Tenía veintitrés años y había participado en la Gran Guerra, nunca llegó a combatir, aunque pocos lo sabían. Tenía el cabello rubio oscuro, ojos color chocolate y una bonita piel bronceada, seguro que debido a las horas de intemperie. Poseía un cuerpo bien formado y acostumbrado al trabajo y tenía ese sempiterno gesto de hastío que lo hacía todavía más atractivo.
A mi madre, la reina del hielo y de la alta sociedad de Nueva York, le daría un patatús solo de pensar en que esa clase de hombre pudiera siquiera acercarse a su terca y desconsiderada hijita. Jamás vería con buenos ojos mi encaprichamiento por un simple bracero sin oficio ni beneficio y al que le gustaban demasiado las mujeres, las cartas y la bebida.

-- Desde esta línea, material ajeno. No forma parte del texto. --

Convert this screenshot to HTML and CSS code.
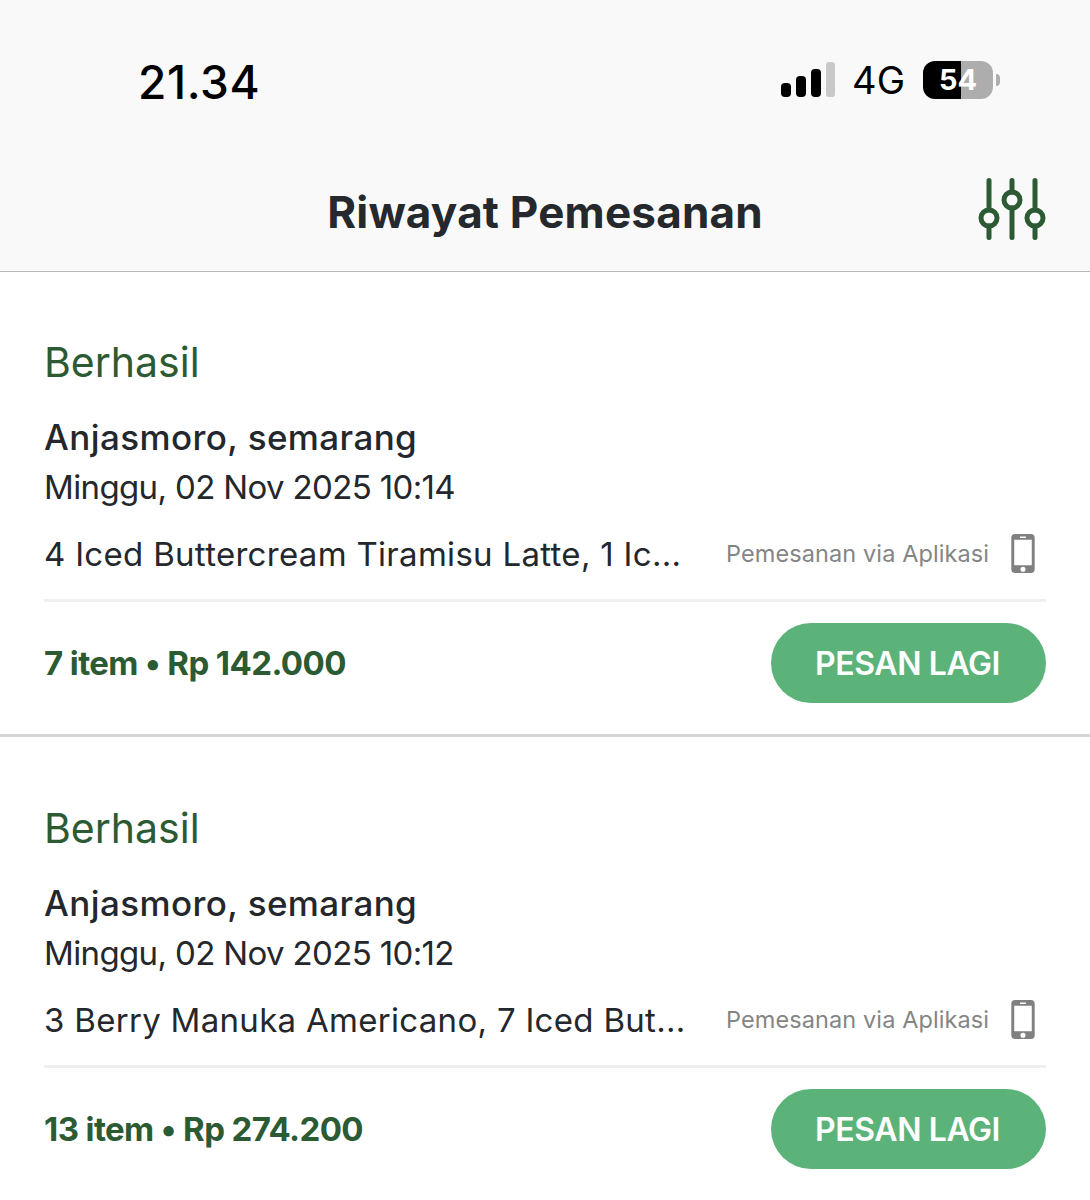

Pero yo solo pensaba en mí. En mí y en los tiernos y húmedos besos que Frank me daba tras el barracón donde vivían los temporeros. En la promesas silenciosas que escondían sus manos y sus labios en mi cuerpo.
Nada iba a convencerme de lo contrario: yo amaba a Frank.
Miré ansiosa el reloj de pulsera que me regaló mi padre en marzo, al cumplir los dieciocho. Eran las cuatro, y a las cinco tenía planeado encontrarme con Frank detrás de los establos.
Hacía dos noches que habíamos hecho el amor por primera vez en el interior del viejo Ford de mi abuelo que se oxidaba olvidado desde que su enfermedad le impidió conducirlo. Cuando murió mi abuela no quiso desprenderse del coche con la excusa de que le recordaba demasiado a él.
Continué jugueteando impaciente con el enchufe del ventilador Westinghouse que mis padres habían regalado a mi abuela, junto con mi presencia, y que nadie salvo yo utilizaría jamás.
Yo volvería a Nueva York pronto, Frank lo sabía y le pedí que viniera conmigo, mi padre le daría trabajo y podríamos casarnos. Él se limitó a afirmar: «preciosa, si quisiera ir a Nueva York ya estaría allí hace tiempo», dejándome claras sus intenciones o más bien la falta de ellas.
Esa tarde Frank no acudiría a su cita, ni ninguna otra tarde. De madrugada el viejo Fred Williams lo había apuñalado al sorprenderlo haciendo trampas durante una partida de cartas.
A veces me visitaba en sueños, como un fantasma.
Mi pobre Frank, mi primer amor. Mi amor de verano.